There is no room for coal in Africa’s renewable future.
This is according to the African Development Bank President Akinwumi Adesina, who recently unveiled ambitious plans to scrap coal power stations across the continent and switch to renewable energy at United Nations climate talks on the 23rd of September.
Addressing a gathering of leaders and officials from almost 200 countries in New York, Adesina outlined efforts to shutter coal-fired power plants and build the “largest solar zone in the world” in the arid Sahel belt.
“Coal is the past, and renewable energy is the future. For us at the African Development Bank, we’re getting out of coal,” Adesina told delegates to the Climate Action Summit in Manhattan.
The AfDB’s $500 million green baseload scheme will be rolled out in 2020 and is set to yield $5 billion of investment that will help African countries transition from coal and fossil fuel to renewable energy, said Adesina.
This comes at a time when a report launched in June this year noted that building the proposed Lamu coal plant in Kenya, a three-unit, 981-megawatt (MW) facility, would be a costly error for the country.
According to a report by Institute for Energy Economics and Financial Analysis dubbed The Wrong Choice for Kenya the move would be locking it into a 25-year power purchase agreement (PPA) that would force electricity consumers to pay more than $9 billion, even if Lamu doesn’t generate any power, as long as it is available for dispatch.
One of the key reasons often cited in support of Lamu is that Kenya needs to replace aging and expensive diesel generation. However, wind and solar resources also can displace generation from thermal resources.
“In fact, since the new 310MW Lake Turkana Wind Farm came online at the end of September 2018, it has displaced, at lower cost, a significant amount of generation that had previously been produced by dirty thermal units,” reads the report in part.

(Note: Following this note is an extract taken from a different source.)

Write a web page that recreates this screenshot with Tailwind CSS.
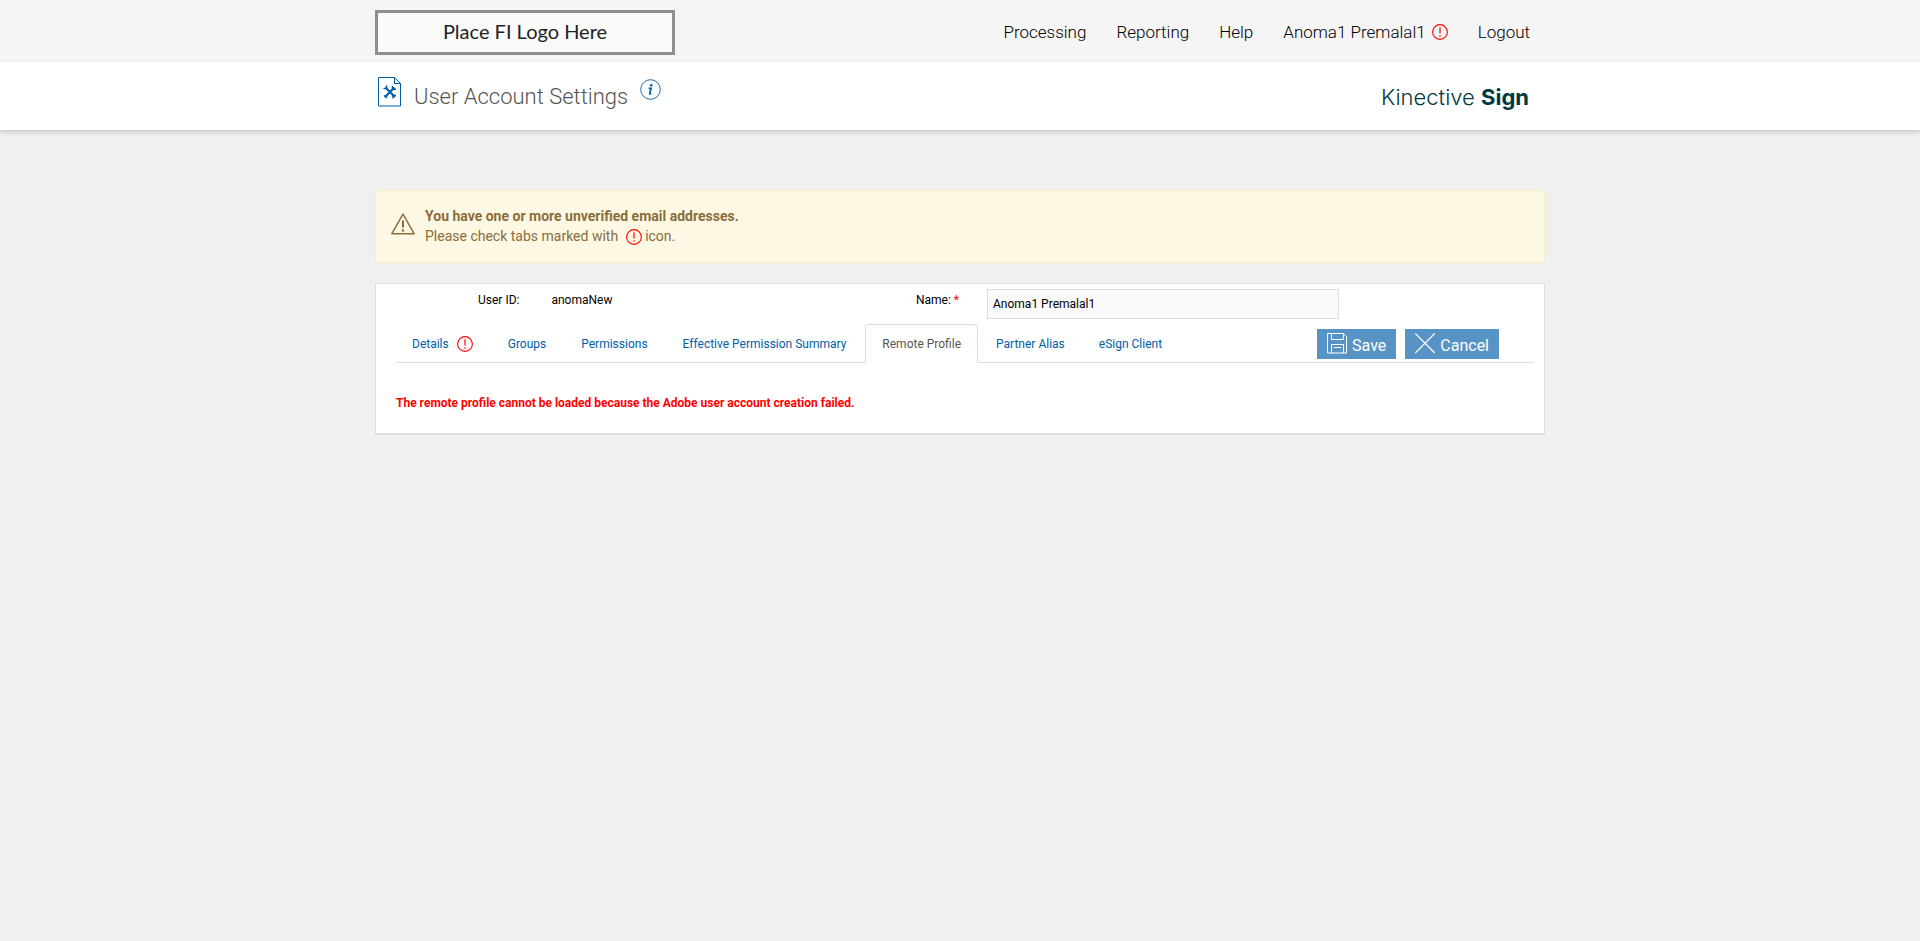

Mr Adesina also talked about plans for $20 billion of investments in solar and clean energy that would provide the region’s 250 million people with 10,000 MW of electricity.
“There’s a reason God gave Africa sunlight,” said Adesina.

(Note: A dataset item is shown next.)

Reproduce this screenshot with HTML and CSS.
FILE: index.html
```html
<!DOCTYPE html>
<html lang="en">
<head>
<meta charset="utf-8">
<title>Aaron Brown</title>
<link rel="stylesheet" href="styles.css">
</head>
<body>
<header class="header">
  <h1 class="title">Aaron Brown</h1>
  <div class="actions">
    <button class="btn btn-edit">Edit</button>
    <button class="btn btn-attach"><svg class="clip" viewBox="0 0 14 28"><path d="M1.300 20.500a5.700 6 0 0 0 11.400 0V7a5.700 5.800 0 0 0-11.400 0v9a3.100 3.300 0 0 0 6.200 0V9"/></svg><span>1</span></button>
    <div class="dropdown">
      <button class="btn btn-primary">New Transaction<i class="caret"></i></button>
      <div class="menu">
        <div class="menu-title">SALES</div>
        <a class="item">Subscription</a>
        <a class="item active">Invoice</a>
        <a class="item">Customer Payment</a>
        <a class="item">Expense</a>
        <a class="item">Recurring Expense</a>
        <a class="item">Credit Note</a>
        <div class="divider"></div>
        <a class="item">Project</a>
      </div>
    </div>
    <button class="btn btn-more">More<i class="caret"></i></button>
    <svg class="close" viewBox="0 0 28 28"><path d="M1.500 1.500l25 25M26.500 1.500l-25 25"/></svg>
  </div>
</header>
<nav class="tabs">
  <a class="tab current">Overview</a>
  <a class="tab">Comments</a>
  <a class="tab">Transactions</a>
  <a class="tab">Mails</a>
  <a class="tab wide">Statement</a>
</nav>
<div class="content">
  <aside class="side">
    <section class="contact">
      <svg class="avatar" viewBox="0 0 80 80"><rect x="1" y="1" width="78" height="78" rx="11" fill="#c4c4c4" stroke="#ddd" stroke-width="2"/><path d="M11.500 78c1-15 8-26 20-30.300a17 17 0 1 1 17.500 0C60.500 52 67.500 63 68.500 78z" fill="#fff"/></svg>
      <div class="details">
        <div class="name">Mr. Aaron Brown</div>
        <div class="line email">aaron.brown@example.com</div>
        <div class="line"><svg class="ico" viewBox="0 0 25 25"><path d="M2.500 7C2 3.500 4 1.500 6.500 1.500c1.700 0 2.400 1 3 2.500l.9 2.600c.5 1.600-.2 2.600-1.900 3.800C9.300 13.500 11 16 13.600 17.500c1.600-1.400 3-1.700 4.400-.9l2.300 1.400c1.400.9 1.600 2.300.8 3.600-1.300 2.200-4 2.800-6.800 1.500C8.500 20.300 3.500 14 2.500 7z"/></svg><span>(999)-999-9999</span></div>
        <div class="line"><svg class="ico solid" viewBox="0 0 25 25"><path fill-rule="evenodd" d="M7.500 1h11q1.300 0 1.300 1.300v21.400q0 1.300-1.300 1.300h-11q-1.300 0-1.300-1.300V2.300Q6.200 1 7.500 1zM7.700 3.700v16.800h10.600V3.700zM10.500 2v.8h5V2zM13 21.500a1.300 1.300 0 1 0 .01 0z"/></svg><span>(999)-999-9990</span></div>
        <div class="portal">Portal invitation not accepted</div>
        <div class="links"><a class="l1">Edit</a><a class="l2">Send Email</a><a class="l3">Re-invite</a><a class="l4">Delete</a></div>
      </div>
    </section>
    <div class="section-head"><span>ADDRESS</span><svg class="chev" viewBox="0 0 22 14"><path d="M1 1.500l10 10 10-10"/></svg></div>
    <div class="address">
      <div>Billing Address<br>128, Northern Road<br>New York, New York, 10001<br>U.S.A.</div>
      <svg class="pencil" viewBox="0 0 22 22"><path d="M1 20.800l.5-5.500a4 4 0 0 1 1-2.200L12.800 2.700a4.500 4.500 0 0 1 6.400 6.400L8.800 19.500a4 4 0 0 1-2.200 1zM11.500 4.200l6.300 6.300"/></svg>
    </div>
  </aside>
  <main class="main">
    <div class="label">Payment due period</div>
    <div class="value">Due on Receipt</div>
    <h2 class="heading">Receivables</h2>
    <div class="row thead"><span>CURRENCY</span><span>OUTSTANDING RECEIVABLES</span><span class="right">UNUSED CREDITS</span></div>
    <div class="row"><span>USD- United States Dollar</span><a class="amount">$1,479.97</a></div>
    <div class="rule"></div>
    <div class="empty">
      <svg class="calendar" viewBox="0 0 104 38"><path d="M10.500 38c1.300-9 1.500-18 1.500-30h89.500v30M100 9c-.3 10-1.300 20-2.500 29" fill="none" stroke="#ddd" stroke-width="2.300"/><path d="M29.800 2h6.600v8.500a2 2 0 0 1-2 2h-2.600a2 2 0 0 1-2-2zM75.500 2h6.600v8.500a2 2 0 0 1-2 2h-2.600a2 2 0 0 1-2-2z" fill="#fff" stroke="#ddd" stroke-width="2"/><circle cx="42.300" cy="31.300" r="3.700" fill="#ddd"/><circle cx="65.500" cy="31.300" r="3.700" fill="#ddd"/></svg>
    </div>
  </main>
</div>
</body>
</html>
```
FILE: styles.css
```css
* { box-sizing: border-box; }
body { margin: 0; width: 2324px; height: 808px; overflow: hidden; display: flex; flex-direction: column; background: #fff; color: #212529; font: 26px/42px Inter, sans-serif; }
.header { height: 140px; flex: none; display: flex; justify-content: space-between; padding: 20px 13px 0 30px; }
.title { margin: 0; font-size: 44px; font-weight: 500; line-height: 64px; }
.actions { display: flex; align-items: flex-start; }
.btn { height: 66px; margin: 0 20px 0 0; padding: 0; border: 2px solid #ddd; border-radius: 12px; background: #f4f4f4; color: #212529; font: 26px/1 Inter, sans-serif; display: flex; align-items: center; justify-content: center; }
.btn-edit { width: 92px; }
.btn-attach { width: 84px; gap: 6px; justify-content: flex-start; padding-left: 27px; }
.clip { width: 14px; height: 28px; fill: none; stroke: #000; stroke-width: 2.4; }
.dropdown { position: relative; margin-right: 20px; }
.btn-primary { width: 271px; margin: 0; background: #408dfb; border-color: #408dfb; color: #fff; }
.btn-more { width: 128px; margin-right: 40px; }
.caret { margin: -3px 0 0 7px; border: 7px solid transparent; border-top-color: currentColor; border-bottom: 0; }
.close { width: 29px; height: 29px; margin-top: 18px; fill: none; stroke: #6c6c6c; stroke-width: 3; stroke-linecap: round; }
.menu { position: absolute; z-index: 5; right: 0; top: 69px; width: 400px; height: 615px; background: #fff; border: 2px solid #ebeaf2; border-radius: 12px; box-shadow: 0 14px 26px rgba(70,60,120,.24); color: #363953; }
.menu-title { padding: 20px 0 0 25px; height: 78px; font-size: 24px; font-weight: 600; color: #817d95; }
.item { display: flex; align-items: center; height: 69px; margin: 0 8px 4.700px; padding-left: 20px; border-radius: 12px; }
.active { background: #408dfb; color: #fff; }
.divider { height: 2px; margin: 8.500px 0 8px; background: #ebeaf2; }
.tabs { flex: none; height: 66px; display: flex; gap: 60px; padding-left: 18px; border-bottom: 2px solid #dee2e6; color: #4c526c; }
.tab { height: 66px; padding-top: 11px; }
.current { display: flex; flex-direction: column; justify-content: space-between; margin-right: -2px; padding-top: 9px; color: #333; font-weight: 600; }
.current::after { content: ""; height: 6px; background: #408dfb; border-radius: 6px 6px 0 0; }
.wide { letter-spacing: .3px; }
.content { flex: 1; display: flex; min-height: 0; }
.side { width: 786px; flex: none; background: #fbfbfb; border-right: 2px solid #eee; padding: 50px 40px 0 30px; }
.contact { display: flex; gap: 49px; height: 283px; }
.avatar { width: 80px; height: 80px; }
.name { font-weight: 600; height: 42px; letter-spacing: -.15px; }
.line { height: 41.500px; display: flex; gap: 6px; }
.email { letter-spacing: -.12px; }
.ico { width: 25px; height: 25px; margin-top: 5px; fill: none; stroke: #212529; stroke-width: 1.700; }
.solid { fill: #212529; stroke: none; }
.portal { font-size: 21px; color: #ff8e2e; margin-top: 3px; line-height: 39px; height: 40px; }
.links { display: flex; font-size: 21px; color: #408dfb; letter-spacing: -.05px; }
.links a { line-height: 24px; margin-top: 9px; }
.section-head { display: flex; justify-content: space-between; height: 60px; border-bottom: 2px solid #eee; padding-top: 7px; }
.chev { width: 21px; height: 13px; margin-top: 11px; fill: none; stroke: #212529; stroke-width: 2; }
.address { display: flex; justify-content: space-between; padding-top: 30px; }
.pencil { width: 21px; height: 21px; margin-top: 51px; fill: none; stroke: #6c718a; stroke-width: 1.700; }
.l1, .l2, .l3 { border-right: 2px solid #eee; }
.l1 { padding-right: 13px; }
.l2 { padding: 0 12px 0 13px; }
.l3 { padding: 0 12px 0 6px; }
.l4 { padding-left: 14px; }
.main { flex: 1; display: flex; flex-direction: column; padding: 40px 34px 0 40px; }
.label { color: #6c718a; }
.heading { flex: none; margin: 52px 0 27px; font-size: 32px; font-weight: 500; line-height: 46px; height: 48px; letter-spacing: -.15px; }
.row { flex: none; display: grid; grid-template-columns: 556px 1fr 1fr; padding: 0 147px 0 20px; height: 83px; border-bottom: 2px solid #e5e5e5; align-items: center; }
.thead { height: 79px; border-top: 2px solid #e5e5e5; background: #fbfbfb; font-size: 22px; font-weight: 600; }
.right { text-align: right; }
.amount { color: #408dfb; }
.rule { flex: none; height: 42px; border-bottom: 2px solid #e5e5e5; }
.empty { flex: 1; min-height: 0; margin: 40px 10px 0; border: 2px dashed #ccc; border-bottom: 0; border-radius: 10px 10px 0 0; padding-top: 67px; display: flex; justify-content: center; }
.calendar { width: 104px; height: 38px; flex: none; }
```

Pressure to reduce heat-trapping gas emissions and slow the global rise in temperatures
Presidents, princes and government ministers from around the world attended the UN’s climate summit, as they faced mounting pressure to reduce heat-trapping gas emissions and slow the global rise in temperatures.
UN secretary-general Antonio Guterres also took a swipe at the “dying fossil fuel industry” and said it was still not too late to keep the global rise in temperatures below the benchmark figure of 1.5 degrees Celsius.
“But it will require fundamental transformations in all aspects of society — how we grow food, use land, fuel our transport and power our economies,” said Guterres.
“We need to link climate change to a new model of development — fair globalization — with less suffering, more justice, and harmony between people and the planet.”
The UN says mankind must reduce greenhouse gas emissions to limit global warming to about 1.5 degrees Celsius above pre-industrial temperatures to stave off the worst-case predictions of scientists.
The meeting was part of the run-up to the international climate talks in 2020, which is the next deadline for countries to make significant emissions reduction pledges under the 2015 global warming deal.
Recently, in an extra ordinary move, the Chinese ambassador to Kenya Wu Peng invited members of the deCOALonize campaign to discuss the controversial Lamu Coal Power plant just two days after a land mark ruling that put the controversial project to a stop. The Ambassador assured the deCOALonize team that, “It has been and always will be the people of Kenya who can decide whether there would be a coal power plant or not.”, explaining further that he was personally opposed to coal power plants.
Save Lamu has tried reaching the Chinese government through the Chinese embassy in Nairobi since 2016 in vain – forcing the campaign to target the Chinese embassy and the ministry of energy in their June 12th protest.
China is currently the largest solar investor in the world and also one of the biggest polluters globally. That the coal plant is backed by ICBC (industrial and commercial bank of China) being the biggest investor.
The project proponents have already had the ESIA license cancelled for not involving the Lamu and Kenyan people as well as not having provided enough information on issues like the location of the ash yard which was crucial in giving an ESIA license
That Lamu is a UNESCO world heritage site and the World Heritage Committee has already issued a draft decision proposing Lamu be put on watchlist as the world heritage site is in danger because of the proposed coal plant (among other reasons)
Meanwhile, Kenya’s geothermal capacity is yet to be exhausted having barely utilized 10per cent its availability.
The deCOALonize campaign members are NOT against development but are pushing for development that is sustainable and doesn’t harm the people of Lamu and Kenyans at large.
The Ambassador conceded that climate change is a pressing problem, that they have sacrificed the GDP in China for Climate change issues.